Straight-liners (also sometimes called "flat-liners") are respondents who give the same response on every answer option in a categorical array. Data processing teams often like to detect and exclude these respondents from the dataset, because it's presumed they are not paying sufficient attention to the content of the questionnaire.
Identifying the straight-liners is about assessing the responses (at the case/respondent-level) on one or more arrays (typically multiple arrays).
There are two functions that enable you to do this, of which the second one will be discussed through a worked example.
The basic process
- Until July 2020, you need to have the developer version of the crunch R package installed. See here for loading details.

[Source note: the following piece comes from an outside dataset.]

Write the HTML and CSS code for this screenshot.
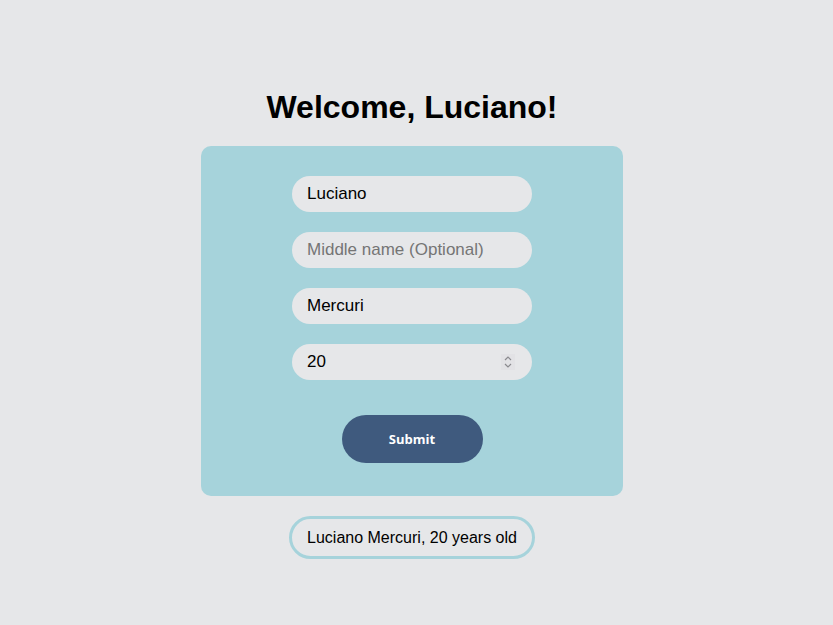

- Ensure you have loaded your dataset in R Studio.
- Use the straightlineResponse() function on each categorical array, storing the response in a variable.
- Use the results in the variables to set up an exclusion of your choice (for example, summing the number of arrays each respondent has straight-lined).
A theoretical example
Suppose you had a dataset with three categorical arrays that you want to evaluate for straight-lining (you may well have many more arrays than this, but we'll keep the example simple). The aliases of these arrays are 'Q1', 'Q2' and 'Q3'.
You could run straightlineResponse() on each array, storing the result in a variable, as follows:
ds$Q1_sl <- straightlineResponse(ds$Q1)
ds$Q2_sl <- straightlineResponse(ds$Q2)
ds$Q3_sl <- straightlineResponse(ds$Q3)
The results of these will be dichotomous TRUE/FALSE (1's and 0's). That is, did they straight-line or did they not on each respective array.
Note: the above only has a very small sample size (n=7) for illustrative purposes. Essentially, n=4 straight-lined Q1, n=2 on Q2 and n=2 on Q3.
From here, how you want to deal with your 'straight-liners' is up to you.
- You may like to exclude only those who straight-line on all the categorical arrays. In which case, this can be done through an exclusion based on a filter.
- You may like to create another variable that sums the number of arrays each respondent has 'straight-lined' on. In which case, that is a simple sum of the above variables.
ds$sum <- as.numeric(ds$Q1_sl) + as.numeric(ds$Q2_sl) + as.numeric(ds$Q3_sl)
An additional function
You may also like to explore the rowDistinct() function. This function returns a value for each respondent showing the number of 'unique' responses they gave on a categorical array. In other words, a value of '1' means they 'straight-lined'.